If TV networks want to spark any shift in viewer behavior and vie for ad dollars, they must strike during a transition period like this one. “When any host changes on any of these shows, it’s an opportunity,” said Rick Ludwin, who supervised NBC late-night programs for decades. But the window is a short one, he cautions: Six months after a big change in the time slot, viewing patterns tend to grow more rigid.
|Scenes From Late Nite|
|The hosts are battling it out for viewers in every demographic|
|118%||Stephen Colbert’s increase over David Letterman in adults 18-34|
|70%||Larry Wilmore’s decrease in men 18-34 vs. 2014 (he’s down 61% in women 18-24)|
|42.1||The median age of “Conan,” the youngest of all the late-night shows|
Of course, tracking the ratings for late-night TV can be something of a futile exercise. According to data from Comedy Central, 40% of “Daily Show” content consumption now occurs on digital platforms, compared with 30% when Stewart was host. The network sees the show getting an additional 650,000 full-episode views per broadcast via digital means. Earlier this year, NBCUniversal CEO Steve Burke told investors of parent company Comcast that 70% of the views of NBC’s “Tonight Show” were digital.
As a result, shifts in audience are being examined on a wider level. According to Amobee Brand Intelligence, which analyzes digital content engagement on more than 600,000 sites across mobile, video, Web and social, the first week with Colbert as host of “The Late Show” generated 73% more engagement than Fallon during the same frame. However, since then, there’s been 47% more digital content engagement around Fallon than Colbert. The host who has gained the most in this category since September is James Corden, of CBS’ “Late Late Show,” who is generating 58% of the digital engagement of Fallon — up from just 12% of the leader in September.
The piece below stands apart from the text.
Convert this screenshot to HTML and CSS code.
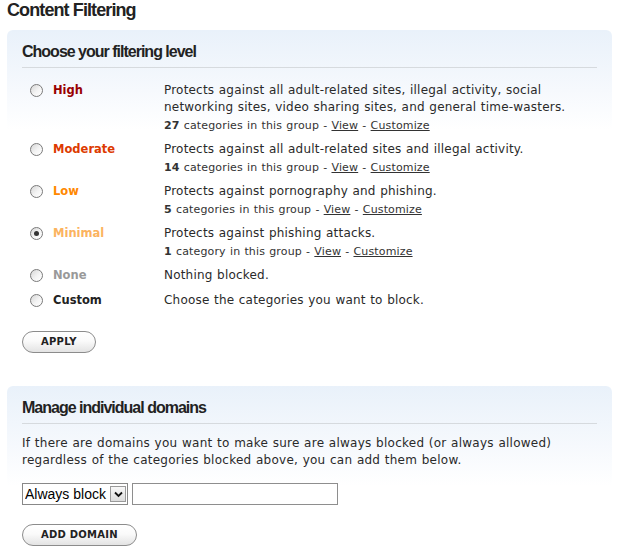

Amid the rough-and-tumble battle for eyeballs, what’s clear is that the hosts are staking out their territory: Fallon is the entertainer. Kimmel wields an edge. Colbert aims for the brain as much as the funny bone. Wilmore sheds light on topics the others won’t touch. O’Brien has become the dean of the format, burnishing a cerebral brand of humor. Noah could be the comedic news voice of a growing multicultural generation.
In that light, the hosts need to build appeal with their core viewers, and then work to branch out. For instance, Colbert may not be the most-watched host in the wee hours, but his “Late Show” nabbed 52% more viewers between 18 and 49 in the first nine weeks of the television season, which exclude Colbert’s first two weeks, compared with the year-earlier period, and snared 118% more viewers between 18 and 34.
“The show can be very successful and very profitable without having to worry about Fallon and/or Kimmel,” said David Poltrack, CBS Corp.’s chief research officer. Colbert is luring a well-heeled, highly educated viewership, he said. “As long as he can hold on to that audience, he doesn’t have to win the numbers(game).” In other words, in a time slot splintered by new hosts, Colbert has to trump David Letterman, not Jimmy Fallon — at least for now.
Consider that the new math of a changing late night.